Guessed line FWHM = 561.6 meV
Spectrum simulation¶
Finally, taking vibrational and electronic parameters into account we simulate the spectrum.
from hylight.multi_modes import compute_spectrum
e, sp = compute_spectrum( # simulate the spectrum
outcar,
(poscar_gs, poscar_es),
e_adia,
width,
)
_, max_th = max(zip(sp, e)) # extract the maximum of emission energy
print(f"Computed maximum of emission: {max_th:.3} eV")
Mode 359 has a reference position somewhat far from GS position. (atom 47 moved by 0.02393033937295447)

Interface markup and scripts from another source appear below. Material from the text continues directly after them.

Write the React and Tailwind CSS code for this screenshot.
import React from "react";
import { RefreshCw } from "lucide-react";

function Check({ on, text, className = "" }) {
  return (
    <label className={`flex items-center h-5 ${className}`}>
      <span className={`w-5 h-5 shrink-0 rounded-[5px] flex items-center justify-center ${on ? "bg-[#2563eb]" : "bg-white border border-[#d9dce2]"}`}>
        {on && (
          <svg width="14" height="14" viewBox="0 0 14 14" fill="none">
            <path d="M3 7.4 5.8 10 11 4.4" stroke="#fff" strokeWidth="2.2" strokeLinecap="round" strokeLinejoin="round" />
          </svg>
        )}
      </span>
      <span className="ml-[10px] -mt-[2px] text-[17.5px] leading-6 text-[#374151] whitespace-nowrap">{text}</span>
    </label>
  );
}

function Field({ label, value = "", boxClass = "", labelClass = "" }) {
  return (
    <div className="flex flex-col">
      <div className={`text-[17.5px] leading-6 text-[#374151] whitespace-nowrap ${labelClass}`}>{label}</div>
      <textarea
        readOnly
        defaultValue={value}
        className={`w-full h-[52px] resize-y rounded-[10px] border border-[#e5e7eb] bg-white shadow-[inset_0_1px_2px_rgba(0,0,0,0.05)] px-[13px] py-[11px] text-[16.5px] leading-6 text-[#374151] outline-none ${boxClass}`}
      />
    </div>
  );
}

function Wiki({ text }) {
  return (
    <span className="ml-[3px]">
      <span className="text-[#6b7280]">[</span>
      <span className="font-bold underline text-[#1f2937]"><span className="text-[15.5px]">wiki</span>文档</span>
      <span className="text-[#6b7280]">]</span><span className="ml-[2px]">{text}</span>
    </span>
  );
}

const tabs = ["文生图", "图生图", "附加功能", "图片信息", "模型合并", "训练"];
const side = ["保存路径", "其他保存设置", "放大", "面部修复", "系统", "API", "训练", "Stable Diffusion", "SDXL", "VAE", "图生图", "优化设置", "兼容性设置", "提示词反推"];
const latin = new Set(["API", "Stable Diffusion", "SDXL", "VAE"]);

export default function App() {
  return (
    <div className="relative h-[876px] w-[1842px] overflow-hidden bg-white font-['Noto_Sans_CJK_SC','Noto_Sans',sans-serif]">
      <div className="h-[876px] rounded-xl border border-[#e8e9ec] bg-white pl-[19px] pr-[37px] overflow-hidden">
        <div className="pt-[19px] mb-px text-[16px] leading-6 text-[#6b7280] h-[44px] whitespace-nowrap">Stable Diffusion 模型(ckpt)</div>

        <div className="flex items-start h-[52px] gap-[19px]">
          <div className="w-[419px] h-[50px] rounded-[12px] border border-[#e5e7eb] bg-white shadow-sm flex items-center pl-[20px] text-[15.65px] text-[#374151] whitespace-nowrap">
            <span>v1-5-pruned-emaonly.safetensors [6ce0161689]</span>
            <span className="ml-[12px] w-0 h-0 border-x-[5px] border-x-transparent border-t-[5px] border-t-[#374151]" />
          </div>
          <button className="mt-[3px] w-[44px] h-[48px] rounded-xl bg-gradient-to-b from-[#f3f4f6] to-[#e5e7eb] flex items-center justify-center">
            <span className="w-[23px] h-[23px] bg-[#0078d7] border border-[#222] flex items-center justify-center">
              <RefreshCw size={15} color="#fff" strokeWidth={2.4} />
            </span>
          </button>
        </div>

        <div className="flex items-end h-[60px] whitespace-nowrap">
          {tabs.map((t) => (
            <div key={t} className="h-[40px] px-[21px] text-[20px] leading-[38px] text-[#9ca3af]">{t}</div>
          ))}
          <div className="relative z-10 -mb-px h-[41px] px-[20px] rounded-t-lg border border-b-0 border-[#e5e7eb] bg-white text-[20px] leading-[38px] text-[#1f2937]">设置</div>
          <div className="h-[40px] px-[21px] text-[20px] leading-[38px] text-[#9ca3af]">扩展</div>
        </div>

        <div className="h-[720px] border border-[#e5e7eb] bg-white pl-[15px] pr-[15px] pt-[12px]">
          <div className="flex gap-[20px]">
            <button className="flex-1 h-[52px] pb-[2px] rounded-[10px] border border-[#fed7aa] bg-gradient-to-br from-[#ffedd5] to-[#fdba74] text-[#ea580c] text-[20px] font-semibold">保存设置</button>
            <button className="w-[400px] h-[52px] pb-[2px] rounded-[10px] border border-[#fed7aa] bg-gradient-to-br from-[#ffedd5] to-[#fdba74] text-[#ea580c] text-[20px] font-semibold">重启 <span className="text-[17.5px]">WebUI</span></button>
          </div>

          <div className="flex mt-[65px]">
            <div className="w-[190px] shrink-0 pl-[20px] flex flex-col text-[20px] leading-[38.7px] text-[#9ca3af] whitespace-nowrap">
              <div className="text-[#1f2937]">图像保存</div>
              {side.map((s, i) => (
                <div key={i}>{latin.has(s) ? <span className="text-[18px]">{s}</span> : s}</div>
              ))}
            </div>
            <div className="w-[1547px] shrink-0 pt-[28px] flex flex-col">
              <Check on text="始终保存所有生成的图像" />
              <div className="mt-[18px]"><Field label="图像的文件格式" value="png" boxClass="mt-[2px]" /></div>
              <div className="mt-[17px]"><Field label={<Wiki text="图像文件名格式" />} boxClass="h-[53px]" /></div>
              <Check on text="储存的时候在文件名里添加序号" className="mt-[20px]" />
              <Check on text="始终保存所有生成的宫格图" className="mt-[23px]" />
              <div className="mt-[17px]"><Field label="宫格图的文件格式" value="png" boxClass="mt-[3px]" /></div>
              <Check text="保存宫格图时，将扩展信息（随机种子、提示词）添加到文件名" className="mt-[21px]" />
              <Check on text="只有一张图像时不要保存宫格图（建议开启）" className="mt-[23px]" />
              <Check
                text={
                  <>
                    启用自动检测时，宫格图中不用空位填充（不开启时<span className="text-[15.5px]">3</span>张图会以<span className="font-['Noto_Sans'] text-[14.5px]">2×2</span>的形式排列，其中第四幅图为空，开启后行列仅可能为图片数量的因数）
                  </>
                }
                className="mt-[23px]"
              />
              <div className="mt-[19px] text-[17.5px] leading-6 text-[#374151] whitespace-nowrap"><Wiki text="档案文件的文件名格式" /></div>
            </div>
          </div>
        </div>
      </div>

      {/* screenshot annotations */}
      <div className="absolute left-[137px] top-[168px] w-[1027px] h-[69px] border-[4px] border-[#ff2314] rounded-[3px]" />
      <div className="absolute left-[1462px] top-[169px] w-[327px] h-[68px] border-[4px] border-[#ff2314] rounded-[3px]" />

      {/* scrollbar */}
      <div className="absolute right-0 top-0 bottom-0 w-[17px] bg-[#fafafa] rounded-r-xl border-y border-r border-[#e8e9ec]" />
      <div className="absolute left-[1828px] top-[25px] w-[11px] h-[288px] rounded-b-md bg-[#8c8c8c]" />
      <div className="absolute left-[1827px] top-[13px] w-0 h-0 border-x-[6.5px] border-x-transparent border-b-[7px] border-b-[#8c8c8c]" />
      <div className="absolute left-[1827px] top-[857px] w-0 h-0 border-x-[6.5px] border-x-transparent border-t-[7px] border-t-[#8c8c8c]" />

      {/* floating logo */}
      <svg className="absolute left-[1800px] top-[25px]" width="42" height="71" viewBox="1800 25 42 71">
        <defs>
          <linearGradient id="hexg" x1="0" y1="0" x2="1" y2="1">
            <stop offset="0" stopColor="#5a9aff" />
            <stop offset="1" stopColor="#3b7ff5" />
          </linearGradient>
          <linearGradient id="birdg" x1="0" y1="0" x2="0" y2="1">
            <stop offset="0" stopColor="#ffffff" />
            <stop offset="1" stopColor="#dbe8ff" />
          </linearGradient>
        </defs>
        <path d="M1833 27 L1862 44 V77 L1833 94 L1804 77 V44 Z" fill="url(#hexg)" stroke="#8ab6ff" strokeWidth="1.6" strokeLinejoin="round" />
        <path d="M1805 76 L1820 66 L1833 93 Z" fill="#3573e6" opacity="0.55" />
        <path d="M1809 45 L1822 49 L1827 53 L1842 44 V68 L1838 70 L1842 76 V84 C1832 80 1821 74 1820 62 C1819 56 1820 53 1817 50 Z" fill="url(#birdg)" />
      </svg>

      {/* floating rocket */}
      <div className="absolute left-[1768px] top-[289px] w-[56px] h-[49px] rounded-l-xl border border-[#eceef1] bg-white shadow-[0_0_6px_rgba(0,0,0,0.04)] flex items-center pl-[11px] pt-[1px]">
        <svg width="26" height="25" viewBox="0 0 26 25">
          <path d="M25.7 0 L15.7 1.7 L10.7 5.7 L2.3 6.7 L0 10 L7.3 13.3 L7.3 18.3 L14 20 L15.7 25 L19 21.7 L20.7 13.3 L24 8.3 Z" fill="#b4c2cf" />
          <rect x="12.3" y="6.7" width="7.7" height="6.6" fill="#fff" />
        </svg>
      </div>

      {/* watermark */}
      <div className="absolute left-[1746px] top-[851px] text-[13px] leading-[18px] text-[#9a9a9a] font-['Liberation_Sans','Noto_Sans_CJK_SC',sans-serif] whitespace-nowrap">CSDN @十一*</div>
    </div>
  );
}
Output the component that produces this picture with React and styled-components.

Total Huang-Rhys factor 8.055327600850317.
Using a Gaussian line shape.
Computed maximum of emission: 2.98 eV
Plotting¶
Here we load the experimental data that will be used for comparision with the simulation.
exp_e, exp_i, max_emission = load_exp("recorded_emission.txt")
print(f"Measured maximum of emission: {max_emission:.3} eV")
Measured maximum of emission: 2.98 eV
Finally we setup a plot to show the result of the simulation against the measurement.
plt.figure(figsize=(9, 7))
e, sp = e[1:], sp[1:]
exp_e, exp_i = exp_e[1:], exp_i[1:]
plt.plot(exp_e, exp_i, "b", lw=3, label="Experiment")
plt.plot(e, sp, ":", color="b", lw=3, label=f"Simulation (T = {T} K)")
plt.xlim(1.7, 4)
plt.xlabel("Energie (eV)")
plt.ylabel("Emission intensity (A. U.)")
ax = plt.gca()
np.seterr(
divide="ignore"
) # there is a division by zero occuring in the next line but it is irrelevant for our xlim
secax = ax.secondary_xaxis(
"top", functions=(lambda x: eV1_in_nm / x, lambda x: eV1_in_nm / x)
)
secax.set_xlabel("$\\lambda$ (nm)")
plt.tight_layout()
leg = plt.legend(prop={"size": 20})
plt.savefig("al2o3_ti_spectra.png")
We can see that, while the width is overestimated by our rough approximation, the positioning of the band is very well reproduced.